Exercise input:
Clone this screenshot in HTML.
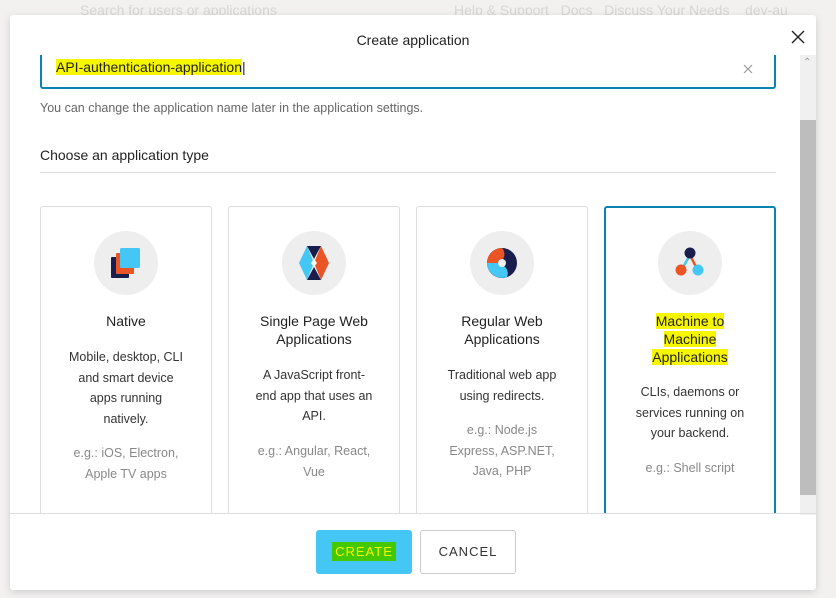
* * *
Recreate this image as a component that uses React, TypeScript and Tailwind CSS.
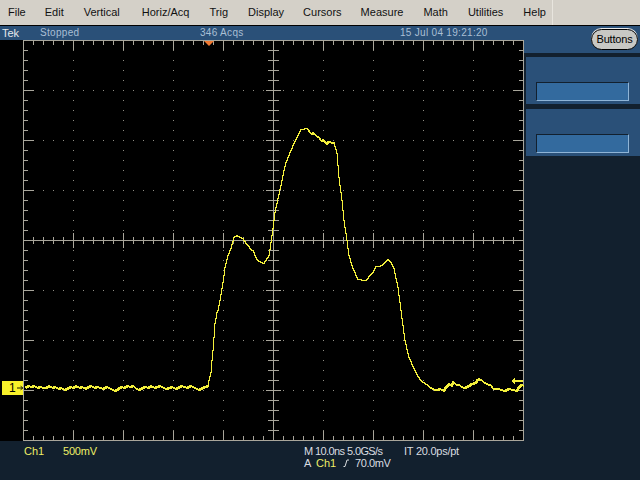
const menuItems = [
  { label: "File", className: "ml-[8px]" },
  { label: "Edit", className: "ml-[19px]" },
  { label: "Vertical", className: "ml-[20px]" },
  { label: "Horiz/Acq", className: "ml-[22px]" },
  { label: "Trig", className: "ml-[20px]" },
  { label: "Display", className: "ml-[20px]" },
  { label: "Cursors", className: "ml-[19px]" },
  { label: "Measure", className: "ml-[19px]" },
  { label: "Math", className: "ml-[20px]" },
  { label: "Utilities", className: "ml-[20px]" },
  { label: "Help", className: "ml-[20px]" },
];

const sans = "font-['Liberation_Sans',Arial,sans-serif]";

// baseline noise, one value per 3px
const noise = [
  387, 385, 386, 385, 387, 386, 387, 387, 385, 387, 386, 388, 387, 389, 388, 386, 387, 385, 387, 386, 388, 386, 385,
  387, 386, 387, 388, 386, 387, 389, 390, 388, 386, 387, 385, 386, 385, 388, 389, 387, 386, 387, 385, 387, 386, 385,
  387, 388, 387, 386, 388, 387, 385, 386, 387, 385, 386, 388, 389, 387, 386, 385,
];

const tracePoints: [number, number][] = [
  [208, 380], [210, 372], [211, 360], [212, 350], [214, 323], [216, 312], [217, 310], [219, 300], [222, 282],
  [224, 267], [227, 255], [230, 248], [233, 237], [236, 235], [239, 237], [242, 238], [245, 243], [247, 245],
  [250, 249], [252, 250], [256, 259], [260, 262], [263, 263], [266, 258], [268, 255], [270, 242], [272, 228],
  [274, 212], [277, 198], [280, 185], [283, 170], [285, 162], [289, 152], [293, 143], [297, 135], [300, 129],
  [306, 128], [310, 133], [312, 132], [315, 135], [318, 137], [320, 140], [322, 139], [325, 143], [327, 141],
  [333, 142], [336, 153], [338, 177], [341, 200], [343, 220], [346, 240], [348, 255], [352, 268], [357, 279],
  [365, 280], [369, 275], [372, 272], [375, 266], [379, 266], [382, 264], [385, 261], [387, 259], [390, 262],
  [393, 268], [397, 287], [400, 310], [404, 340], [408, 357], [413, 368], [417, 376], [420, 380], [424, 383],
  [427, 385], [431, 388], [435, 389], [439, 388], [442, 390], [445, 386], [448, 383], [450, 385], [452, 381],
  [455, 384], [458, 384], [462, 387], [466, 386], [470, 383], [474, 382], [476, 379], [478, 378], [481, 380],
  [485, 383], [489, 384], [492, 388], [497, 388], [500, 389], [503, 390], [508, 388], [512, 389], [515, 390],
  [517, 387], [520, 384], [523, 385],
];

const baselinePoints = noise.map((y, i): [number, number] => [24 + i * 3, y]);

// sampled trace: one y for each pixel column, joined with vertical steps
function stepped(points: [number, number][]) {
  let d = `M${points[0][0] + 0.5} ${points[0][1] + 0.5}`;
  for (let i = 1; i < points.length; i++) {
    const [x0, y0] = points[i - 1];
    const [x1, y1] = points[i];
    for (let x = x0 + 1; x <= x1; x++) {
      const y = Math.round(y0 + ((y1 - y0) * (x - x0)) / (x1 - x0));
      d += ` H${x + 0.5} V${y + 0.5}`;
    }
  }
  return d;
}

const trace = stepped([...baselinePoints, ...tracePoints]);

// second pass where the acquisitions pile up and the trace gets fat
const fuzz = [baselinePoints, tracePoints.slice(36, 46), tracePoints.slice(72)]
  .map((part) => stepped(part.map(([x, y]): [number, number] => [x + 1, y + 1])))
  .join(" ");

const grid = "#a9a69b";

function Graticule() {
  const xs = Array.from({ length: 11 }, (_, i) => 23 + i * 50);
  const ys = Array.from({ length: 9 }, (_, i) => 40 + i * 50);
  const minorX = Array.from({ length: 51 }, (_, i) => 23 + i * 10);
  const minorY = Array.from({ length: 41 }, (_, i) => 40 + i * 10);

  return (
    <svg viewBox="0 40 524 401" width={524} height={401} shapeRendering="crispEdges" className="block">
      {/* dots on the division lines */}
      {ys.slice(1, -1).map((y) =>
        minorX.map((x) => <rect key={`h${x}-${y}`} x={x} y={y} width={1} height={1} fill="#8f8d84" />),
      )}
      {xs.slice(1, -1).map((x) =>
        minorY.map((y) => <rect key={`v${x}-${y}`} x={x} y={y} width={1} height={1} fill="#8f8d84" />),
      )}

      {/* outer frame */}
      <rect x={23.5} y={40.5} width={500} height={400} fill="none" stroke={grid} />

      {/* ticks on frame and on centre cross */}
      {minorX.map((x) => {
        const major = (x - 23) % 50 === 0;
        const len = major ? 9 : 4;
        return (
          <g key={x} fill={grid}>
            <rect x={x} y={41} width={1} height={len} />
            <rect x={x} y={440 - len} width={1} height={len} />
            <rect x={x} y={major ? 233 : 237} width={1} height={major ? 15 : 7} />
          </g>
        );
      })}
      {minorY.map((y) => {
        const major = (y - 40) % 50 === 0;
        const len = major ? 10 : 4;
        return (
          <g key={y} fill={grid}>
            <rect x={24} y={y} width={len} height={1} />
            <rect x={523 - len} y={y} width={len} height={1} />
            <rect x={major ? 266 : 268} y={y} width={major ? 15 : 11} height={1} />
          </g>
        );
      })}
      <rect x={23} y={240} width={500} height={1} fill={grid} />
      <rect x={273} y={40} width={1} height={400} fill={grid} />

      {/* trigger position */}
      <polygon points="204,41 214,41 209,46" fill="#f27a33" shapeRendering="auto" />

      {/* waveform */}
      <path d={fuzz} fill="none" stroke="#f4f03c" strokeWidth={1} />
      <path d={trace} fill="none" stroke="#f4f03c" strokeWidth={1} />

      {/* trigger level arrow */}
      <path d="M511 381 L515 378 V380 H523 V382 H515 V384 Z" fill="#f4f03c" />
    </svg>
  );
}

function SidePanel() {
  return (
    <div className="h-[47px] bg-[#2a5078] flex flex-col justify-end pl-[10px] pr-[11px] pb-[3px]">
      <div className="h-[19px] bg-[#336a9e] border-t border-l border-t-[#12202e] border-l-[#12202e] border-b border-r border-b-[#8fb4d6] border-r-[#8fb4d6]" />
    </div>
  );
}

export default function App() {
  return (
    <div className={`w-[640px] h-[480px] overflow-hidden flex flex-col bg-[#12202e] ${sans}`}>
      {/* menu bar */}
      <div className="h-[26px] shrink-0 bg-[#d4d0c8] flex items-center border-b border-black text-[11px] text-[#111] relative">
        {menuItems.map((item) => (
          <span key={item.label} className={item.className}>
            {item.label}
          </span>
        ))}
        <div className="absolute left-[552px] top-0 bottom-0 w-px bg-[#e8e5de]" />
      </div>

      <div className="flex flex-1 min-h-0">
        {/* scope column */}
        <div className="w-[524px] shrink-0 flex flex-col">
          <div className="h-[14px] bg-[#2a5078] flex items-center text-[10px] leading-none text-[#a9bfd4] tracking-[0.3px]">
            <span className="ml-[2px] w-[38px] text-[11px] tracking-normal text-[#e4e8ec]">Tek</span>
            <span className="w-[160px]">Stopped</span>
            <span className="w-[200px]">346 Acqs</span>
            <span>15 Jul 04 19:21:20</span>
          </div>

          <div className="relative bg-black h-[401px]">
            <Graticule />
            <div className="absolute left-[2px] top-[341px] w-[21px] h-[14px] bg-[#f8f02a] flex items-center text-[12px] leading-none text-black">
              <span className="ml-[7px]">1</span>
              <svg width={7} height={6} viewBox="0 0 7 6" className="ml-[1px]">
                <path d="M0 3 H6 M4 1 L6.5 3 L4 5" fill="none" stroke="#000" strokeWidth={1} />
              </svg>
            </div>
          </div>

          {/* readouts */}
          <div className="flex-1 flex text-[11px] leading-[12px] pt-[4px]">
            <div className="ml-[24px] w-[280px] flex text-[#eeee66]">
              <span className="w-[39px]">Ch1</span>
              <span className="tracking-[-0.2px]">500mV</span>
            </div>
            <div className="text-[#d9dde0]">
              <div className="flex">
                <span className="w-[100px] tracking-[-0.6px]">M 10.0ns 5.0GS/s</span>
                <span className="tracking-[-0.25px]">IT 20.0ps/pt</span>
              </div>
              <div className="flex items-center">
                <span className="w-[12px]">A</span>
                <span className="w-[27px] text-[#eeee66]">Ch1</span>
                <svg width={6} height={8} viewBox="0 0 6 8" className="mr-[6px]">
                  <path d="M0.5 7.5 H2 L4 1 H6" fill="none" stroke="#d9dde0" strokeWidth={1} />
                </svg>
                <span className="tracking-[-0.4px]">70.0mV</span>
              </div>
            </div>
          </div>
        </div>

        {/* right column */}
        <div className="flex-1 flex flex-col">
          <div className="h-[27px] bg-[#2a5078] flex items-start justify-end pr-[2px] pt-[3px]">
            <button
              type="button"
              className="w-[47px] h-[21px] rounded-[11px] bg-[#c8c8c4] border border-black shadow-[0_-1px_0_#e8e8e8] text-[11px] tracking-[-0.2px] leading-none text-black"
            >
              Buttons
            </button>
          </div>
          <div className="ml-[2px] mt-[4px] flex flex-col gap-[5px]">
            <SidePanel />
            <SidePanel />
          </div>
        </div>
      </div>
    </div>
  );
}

What the task asks:
Find the lines above that contain the word "this" and collect them.

Task output:
Clone this screenshot in HTML.
Recreate this image as a component that uses React, TypeScript and Tailwind CSS.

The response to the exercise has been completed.